4. Monitoring and Operational Health
This architecture introduces a critical component: Kafka Connect/Debezium. It must be monitored.
* PostgreSQL Replication Slots: Debezium creates a logical replication slot on PostgreSQL. This slot prevents the WAL from being purged until Debezium has consumed it. If the Debezium connector is down for an extended period, the WAL can grow indefinitely, eventually filling the database server's disk. You must monitor the age and size of the replication slot.
SELECT slot_name, active, wal_status, pg_size_pretty(pg_wal_lsn_diff(pg_current_wal_lsn(), restart_lsn)) AS replication_lag_bytes
FROM pg_replication_slots;* Kafka Connect Lag: Monitor the Kafka Connect REST API (/connectors/{name}/status) and JMX metrics to track connector and task status. High lag can indicate performance issues in the connector, Kafka, or the network.
Conclusion: Robustness Through Decoupling
The Transactional Outbox pattern, when implemented with a powerful CDC tool like Debezium, is the definitive solution to the dual-write problem in event-driven microservices. It elegantly leverages the ACID guarantees of the local database to provide an atomic guarantee for state changes and event publication.
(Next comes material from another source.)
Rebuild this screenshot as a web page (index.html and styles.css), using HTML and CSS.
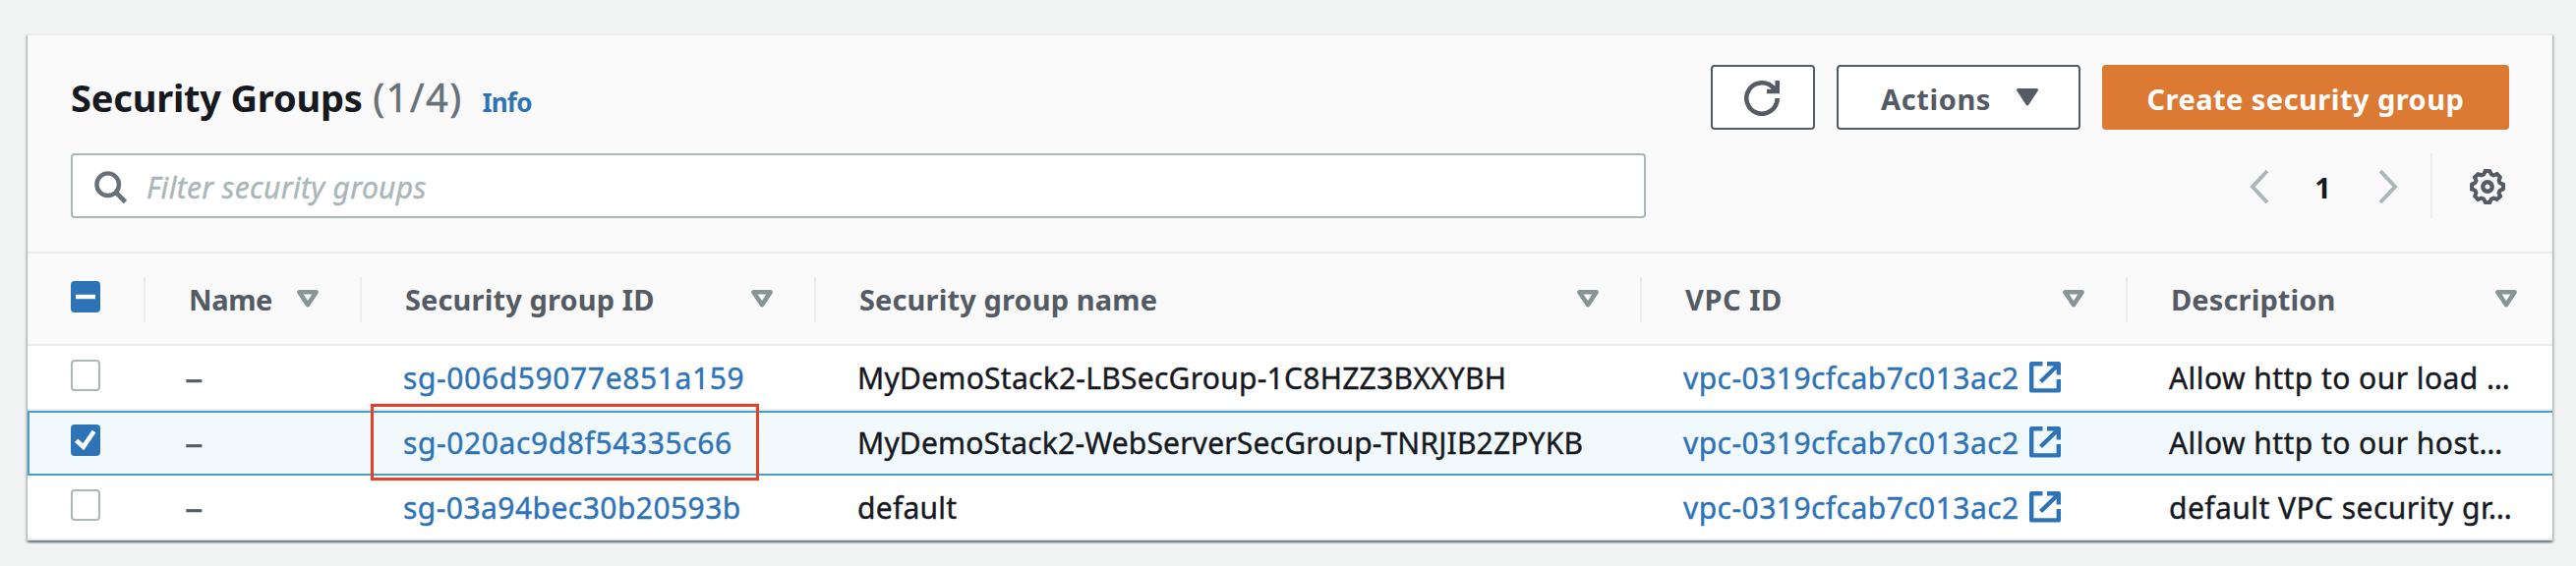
FILE: index.html
```
<!DOCTYPE html>
<html lang="en">
<head>
<meta charset="utf-8">
<title>Security Groups</title>
<link rel="stylesheet" href="styles.css">
</head>
<body>
<svg class="defs" width="0" height="0" aria-hidden="true">
  <defs>
    <symbol id="sort" viewBox="0 0 22 18"><path d="M2.4 2.3H19.6L11 15.2Z" fill="none" stroke="#879596" stroke-width="4.6" stroke-linejoin="round"/></symbol>
    <symbol id="external" viewBox="0 0 32 32"><path d="M13.5 2.2H2.2V29.4H29.8V18M18 2.2H29.8V13.5M11.5 20.5L29 3.5" fill="none" stroke="#2f73b7" stroke-width="4.4" stroke-linejoin="round"/></symbol>
    <path id="tooth" d="M16 -2.3L16 2.3L12.6 3.8L11.5 6.2L12.94 9.69"/>
  </defs>
</svg>
<main class="panel">
  <header class="panel-header">
    <div class="title-row">
      <h1 class="title">Security Groups <span class="count">(1/4)</span></h1>
      <a class="info">Info</a>
      <div class="actions">
        <button class="btn btn-icon" aria-label="Refresh">
          <svg width="36" height="36" viewBox="0 0 36 36"><path d="M33.7 18A15.7 15.7 0 1 1 30.5 8.5" fill="none" stroke="#545b64" stroke-width="4.6"/><path d="M33.8 0V11H23" fill="none" stroke="#545b64" stroke-width="4.6"/><path d="M27 6L34 12V5Z" fill="#545b64"/></svg>
        </button>
        <button class="btn btn-menu"><span>Actions</span>
          <svg class="caret" width="24" height="20" viewBox="0 0 24 20"><path d="M2.5 2.5H21.5L12 17Z" fill="#545b64" stroke="#545b64" stroke-width="3" stroke-linejoin="round"/></svg>
        </button>
        <button class="btn btn-primary">Create security group</button>
      </div>
    </div>
    <div class="tools-row">
      <div class="search">
        <svg width="34" height="34" viewBox="0 0 34 34"><circle cx="13.7" cy="13.7" r="11.3" fill="none" stroke="#687078" stroke-width="4.4"/><path d="M21.7 21.7L31.5 31.5" stroke="#687078" stroke-width="4.6"/></svg>
        <span class="placeholder">Filter security groups</span>
      </div>
      <div class="pager">
        <svg width="20" height="36" viewBox="0 0 20 36"><path d="M18 2L3 18L18 34" fill="none" stroke="#aab7b8" stroke-width="4"/></svg>
        <span class="page">1</span>
        <svg width="20" height="36" viewBox="0 0 20 36"><path d="M2 2L17 18L2 34" fill="none" stroke="#aab7b8" stroke-width="4"/></svg>
      </div>
      <div class="settings">
        <svg width="36" height="36" viewBox="-18 -18 36 36"><g fill="none" stroke="#545b64" stroke-width="4" stroke-linejoin="round" stroke-linecap="round"><use href="#tooth"/><use href="#tooth" transform="rotate(45)"/><use href="#tooth" transform="rotate(90)"/><use href="#tooth" transform="rotate(135)"/><use href="#tooth" transform="rotate(180)"/><use href="#tooth" transform="rotate(225)"/><use href="#tooth" transform="rotate(270)"/><use href="#tooth" transform="rotate(315)"/><circle r="4.7" stroke-width="4.4"/></g></svg>
      </div>
    </div>
  </header>

  <div class="row head">
    <div class="cell check"><span class="box on"><svg width="30" height="32" viewBox="0 0 30 32"><path d="M5 16H25" stroke="#fff" stroke-width="4.4"/></svg></span></div>
    <div class="cell"><span class="h-name">Name</span><svg class="sort"><use href="#sort"/></svg></div>
    <div class="cell"><span class="h-id">Security group ID</span><svg class="sort"><use href="#sort"/></svg></div>
    <div class="cell"><span class="h-group">Security group name</span><svg class="sort"><use href="#sort"/></svg></div>
    <div class="cell"><span class="h-vpc">VPC ID</span><svg class="sort"><use href="#sort"/></svg></div>
    <div class="cell"><span class="h-desc">Description</span><svg class="sort"><use href="#sort"/></svg></div>
  </div>

  <div class="row body">
    <div class="cell check"><span class="box"></span></div>
    <div class="cell dash">–</div>
    <div class="cell link id-a">sg-006d59077e851a159</div>
    <div class="cell name">MyDemoStack2-LBSecGroup-1C8HZZ3BXXYBH</div>
    <div class="cell link vpc">vpc-0319cfcab7c013ac2<svg class="external"><use href="#external"/></svg></div>
    <div class="cell">Allow http to our load …</div>
  </div>
  <div class="row body selected">
    <div class="cell check"><span class="box on"><svg width="30" height="32" viewBox="0 0 30 32"><path d="M5.6 16.2L12.8 22.8L23.6 7" fill="none" stroke="#fff" stroke-width="4.6"/></svg></span></div>
    <div class="cell dash">–</div>
    <div class="cell link id-b">sg-020ac9d8f54335c66<span class="marker"></span></div>
    <div class="cell name-b">MyDemoStack2-WebServerSecGroup-TNRJIB2ZPYKB</div>
    <div class="cell link vpc">vpc-0319cfcab7c013ac2<svg class="external"><use href="#external"/></svg></div>
    <div class="cell">Allow http to our host…</div>
  </div>
  <div class="row body">
    <div class="cell check"><span class="box"></span></div>
    <div class="cell dash">–</div>
    <div class="cell link">sg-03a94bec30b20593b</div>
    <div class="cell name">default</div>
    <div class="cell link vpc">vpc-0319cfcab7c013ac2<svg class="external"><use href="#external"/></svg></div>
    <div class="cell desc-c">default VPC security gr…</div>
  </div>
</main>
</body>
</html>
```
FILE: styles.css
```
* { box-sizing: border-box; }
body {
  margin: 0;
  height: 576px;
  overflow: hidden;
  padding: 34px 24px 0 28px;
  background: #f2f4f3;
  color: #16191f;
  font: 29px/1.3 "Noto Sans", "Open Sans", sans-serif;
}
svg { display: block; flex: none; }
.defs { position: absolute; }

.panel {
  width: 2568px;
  height: 516px;
  border-top: 2px solid #eaeded;
  background: #fff;
  box-shadow: 0 2px 2px rgba(0, 28, 36, .42), 2px 2px 2px rgba(0, 28, 36, .17), -2px 2px 2px rgba(0, 28, 36, .17);
}
.panel-header {
  height: 222px;
  padding: 30px 44px 0;
  background: #fafafa;
  border-bottom: 2px solid #eaeded;
}

.title-row { display: flex; align-items: baseline; height: 66px; }
.title { margin: 0; font-size: 38px; line-height: 66px; letter-spacing: -.2px; white-space: nowrap; }
.count { margin-left: 1px; font-size: 40px; line-height: 40px; font-weight: 400; color: #687078; letter-spacing: 1.3px; -webkit-text-stroke: .4px; }
.info { margin-left: 20px; font-size: 26px; font-weight: 700; color: #2f73b7; letter-spacing: -.8px; }
.actions { display: flex; gap: 22px; margin-left: auto; align-self: flex-start; }
.btn {
  display: flex;
  align-items: center;
  height: 66px;
  padding: 3px 0 0;
  border: 2px solid #545b64;
  border-radius: 4px;
  background: #fff;
  color: #545b64;
  font: 700 29px/60px "Noto Sans", "Open Sans", sans-serif;
  letter-spacing: .6px;
  white-space: nowrap;
}
.btn-icon { width: 106px; padding: 2px 0 0 32px; }
.btn-menu { width: 248px; padding-left: 43px; gap: 25px; }
.caret { margin-top: -3px; }
.btn-primary { width: 414px; padding-left: 43.5px; border-color: #dc7932; background: #dc7932; color: #fff; letter-spacing: .46px; }

.tools-row { display: flex; margin-top: 24px; height: 66px; }
.search {
  display: flex;
  align-items: center;
  width: 1602px;
  padding-left: 22px;
  border: 2px solid #aab7b8;
  border-radius: 4px;
  background: #fff;
}
.search svg { margin-top: 3px; }
.placeholder { margin: 3px 0 0 19px; color: #aab7b8; font-size: 30px; font-style: italic; letter-spacing: .3px; -webkit-text-stroke: .4px; }
.pager { display: flex; align-items: center; margin-left: 614px; padding-top: 2px; }
.page { width: 111px; padding-top: 2px; padding-right: 2px; text-align: center; font-weight: 700; }
.settings { display: flex; align-items: center; margin-left: auto; width: 80px; padding: 2px 0 0 38px; border-left: 2px solid #eaeded; }

.row {
  display: grid;
  grid-template-columns: 120px 220px 462px 840px 494px 432px;
  height: 66px;
  border-bottom: 2px solid #eaeded;
}
.cell {
  position: relative;
  display: flex;
  align-items: center;
  height: 66px;
  padding: 0 0 2px 42px;
  letter-spacing: .45px;
  white-space: nowrap;
}
.body { font-size: 30px; -webkit-text-stroke: .4px; }
.check { padding: 0 0 6px 44px; }
.box { width: 30px; height: 32px; border: 2px solid #aab7b8; border-radius: 4px; background: #fff; }
.box.on { border: 0; background: #2f73b7; }

.head { height: 94px; background: #fafafa; color: #545b64; font-weight: 700; }
.head .cell { height: 46px; margin-top: 24px; padding: 0 42px 0 44px; justify-content: space-between; border-right: 2px solid #eaeded; letter-spacing: .12px; }
.head .cell:last-child { padding-right: 36px; border-right: 0; }
.head .cell.check { padding: 0 0 6px 44px; }
.head .h-name { letter-spacing: -.4px; }
.head .h-vpc { letter-spacing: .54px; }
.sort { width: 22px; height: 18px; margin-top: -2px; }

.selected { border: 2px solid #479fc6; border-right: 0; background: #f2f9fd; }
.selected .cell { top: -2px; left: -2px; }
.dash { color: #545b64; font-size: 37px; line-height: 40px; padding: 0 0 4px 40px; }
.link { color: #2f73b7; }
.id-a { letter-spacing: .62px; }
.id-b { letter-spacing: .6px; }
.name { letter-spacing: .26px; }
.name-b { letter-spacing: .18px; }
.external { width: 32px; height: 32px; margin: 0 0 0 10px; }
.marker { position: absolute; left: 9px; top: -7px; width: 395px; height: 78px; border: 3px solid #e64126; }
```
While it introduces operational complexity—requiring management of Kafka Connect and monitoring of database replication logs—the trade-off is a massive gain in system resilience and data consistency. By decoupling the act of event persistence from the act of event transport, you create a system that can withstand message broker outages, service crashes, and network partitions without losing a single critical event. For senior engineers building mission-critical distributed systems, mastering this pattern isn't just a best practice; it's a necessity.